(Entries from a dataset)
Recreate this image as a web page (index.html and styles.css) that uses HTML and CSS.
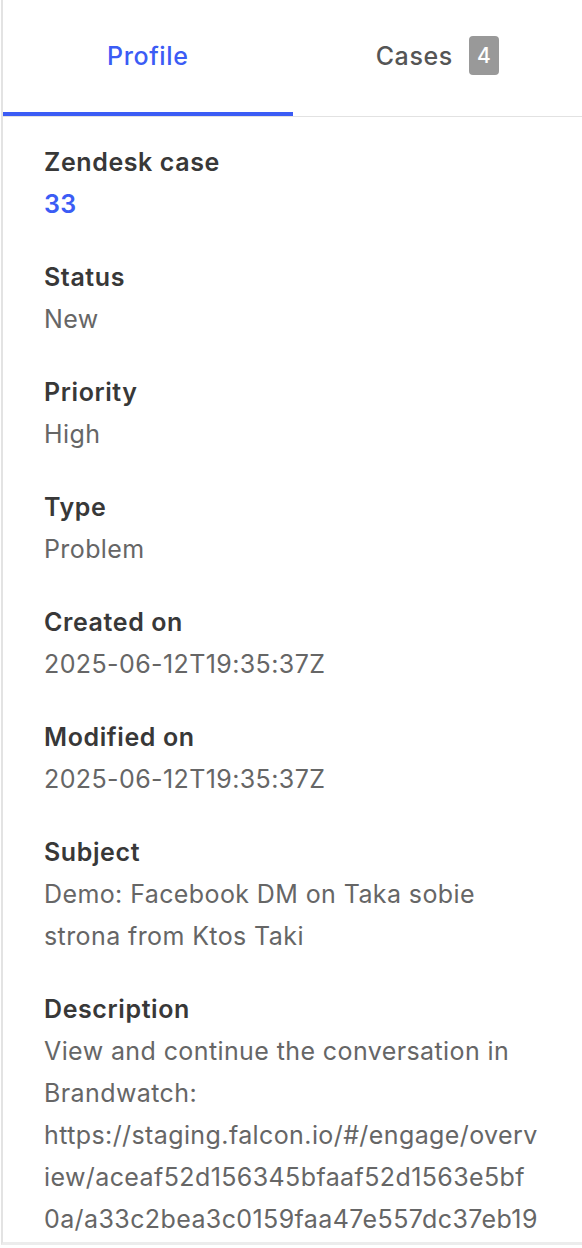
FILE: index.html
```html
<!DOCTYPE html>
<html lang="en">
<head>
<meta charset="utf-8">
<title>Zendesk case</title>
<link rel="stylesheet" href="styles.css">
</head>
<body>
<div class="panel">
  <nav class="tabs">
    <div class="tab tab-active">Profile</div>
    <div class="tab">Cases <span class="badge">4</span></div>
  </nav>
  <div class="fields">
    <div class="field">
      <div class="label">Zendesk case</div>
      <div class="value value-link">33</div>
    </div>
    <div class="field">
      <div class="label">Status</div>
      <div class="value">New</div>
    </div>
    <div class="field">
      <div class="label">Priority</div>
      <div class="value">High</div>
    </div>
    <div class="field">
      <div class="label">Type</div>
      <div class="value">Problem</div>
    </div>
    <div class="field">
      <div class="label">Created on</div>
      <div class="value">2025-06-12T19:35:37Z</div>
    </div>
    <div class="field">
      <div class="label">Modified on</div>
      <div class="value">2025-06-12T19:35:37Z</div>
    </div>
    <div class="field">
      <div class="label">Subject</div>
      <div class="value">Demo: Facebook DM on Taka sobie strona from Ktos Taki</div>
    </div>
    <div class="field">
      <div class="label">Description</div>
      <div class="value">View and continue the conversation in Brandwatch:<br><span class="url">https://staging.falcon.io/#/engage/overview/aceaf52d156345bfaaf52d1563e5bf0a/a33c2bea3c0159faa47e557dc37eb19</span></div>
    </div>
  </div>
</div>
</body>
</html>
```
FILE: styles.css
```css
html, body {
  margin: 0;
  padding: 0;
  background: #ffffff;
}

body {
  font-family: Inter, "Liberation Sans", sans-serif;
  overflow: hidden;
}

.panel {
  margin-left: 1px;
  border-left: 2px solid #e3e3e3;
  border-bottom: 3px solid #ececec;
  height: 1245px;
  box-sizing: border-box;
  overflow: hidden;
}

.tabs {
  display: flex;
  height: 117px;
  border-bottom: 1px solid #e2e2e2;
  box-sizing: border-box;
}

.tab {
  flex: 1;
  display: flex;
  align-items: center;
  justify-content: center;
  gap: 16px;
  font-size: 25px;
  letter-spacing: 0.6px;
  font-weight: 500;
  color: #555555;
  padding-bottom: 5px;
  box-sizing: border-box;
}

.tab-active {
  color: #3b5cf5;
  border-bottom: 4px solid #3b5cf5;
  padding-bottom: 1px;
}

.badge {
  display: inline-flex;
  align-items: center;
  justify-content: center;
  width: 30px;
  height: 39px;
  border-radius: 4px;
  background: #999999;
  color: #ffffff;
  font-size: 21px;
  letter-spacing: 0;
  font-weight: 500;
}

.fields {
  display: flex;
  flex-direction: column;
  gap: 31px;
  padding: 24px 42px 0 41px;
}

.field {
  font-size: 25px;
  line-height: 42px;
  letter-spacing: 0.4px;
}

.label {
  font-weight: 600;
  letter-spacing: 0.6px;
  color: #383838;
}

.value {
  color: #666666;
}

.value-link {
  color: #3b5cf5;
  font-weight: 600;
}

.url {
  word-break: break-all;
}
```
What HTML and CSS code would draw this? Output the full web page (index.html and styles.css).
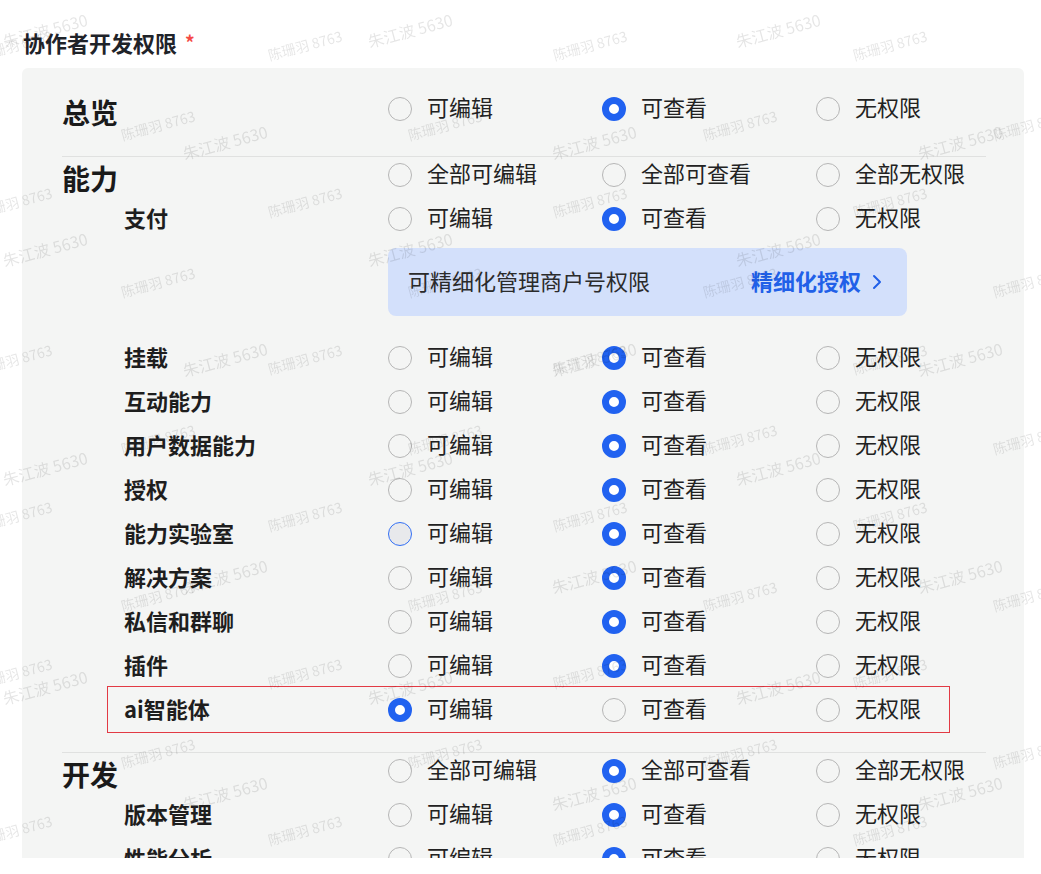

— Given request —
Leave out the pictures and output the rest of the material exactly as written.

— Answer in full —
Recreate this image as a web page (index.html and styles.css) that uses HTML and CSS.
FILE: index.html
```html
<!DOCTYPE html>
<html lang="en">
<head>
<meta charset="utf-8">
<title>Zendesk case</title>
<link rel="stylesheet" href="styles.css">
</head>
<body>
<div class="panel">
  <nav class="tabs">
    <div class="tab tab-active">Profile</div>
    <div class="tab">Cases <span class="badge">4</span></div>
  </nav>
  <div class="fields">
    <div class="field">
      <div class="label">Zendesk case</div>
      <div class="value value-link">33</div>
    </div>
    <div class="field">
      <div class="label">Status</div>
      <div class="value">New</div>
    </div>
    <div class="field">
      <div class="label">Priority</div>
      <div class="value">High</div>
    </div>
    <div class="field">
      <div class="label">Type</div>
      <div class="value">Problem</div>
    </div>
    <div class="field">
      <div class="label">Created on</div>
      <div class="value">2025-06-12T19:35:37Z</div>
    </div>
    <div class="field">
      <div class="label">Modified on</div>
      <div class="value">2025-06-12T19:35:37Z</div>
    </div>
    <div class="field">
      <div class="label">Subject</div>
      <div class="value">Demo: Facebook DM on Taka sobie strona from Ktos Taki</div>
    </div>
    <div class="field">
      <div class="label">Description</div>
      <div class="value">View and continue the conversation in Brandwatch:<br><span class="url">https://staging.falcon.io/#/engage/overview/aceaf52d156345bfaaf52d1563e5bf0a/a33c2bea3c0159faa47e557dc37eb19</span></div>
    </div>
  </div>
</div>
</body>
</html>
```
FILE: styles.css
```css
html, body {
  margin: 0;
  padding: 0;
  background: #ffffff;
}

body {
  font-family: Inter, "Liberation Sans", sans-serif;
  overflow: hidden;
}

.panel {
  margin-left: 1px;
  border-left: 2px solid #e3e3e3;
  border-bottom: 3px solid #ececec;
  height: 1245px;
  box-sizing: border-box;
  overflow: hidden;
}

.tabs {
  display: flex;
  height: 117px;
  border-bottom: 1px solid #e2e2e2;
  box-sizing: border-box;
}

.tab {
  flex: 1;
  display: flex;
  align-items: center;
  justify-content: center;
  gap: 16px;
  font-size: 25px;
  letter-spacing: 0.6px;
  font-weight: 500;
  color: #555555;
  padding-bottom: 5px;
  box-sizing: border-box;
}

.tab-active {
  color: #3b5cf5;
  border-bottom: 4px solid #3b5cf5;
  padding-bottom: 1px;
}

.badge {
  display: inline-flex;
  align-items: center;
  justify-content: center;
  width: 30px;
  height: 39px;
  border-radius: 4px;
  background: #999999;
  color: #ffffff;
  font-size: 21px;
  letter-spacing: 0;
  font-weight: 500;
}

.fields {
  display: flex;
  flex-direction: column;
  gap: 31px;
  padding: 24px 42px 0 41px;
}

.field {
  font-size: 25px;
  line-height: 42px;
  letter-spacing: 0.4px;
}

.label {
  font-weight: 600;
  letter-spacing: 0.6px;
  color: #383838;
}

.value {
  color: #666666;
}

.value-link {
  color: #3b5cf5;
  font-weight: 600;
}

.url {
  word-break: break-all;
}
```
What HTML and CSS code would draw this? Output the full web page (index.html and styles.css).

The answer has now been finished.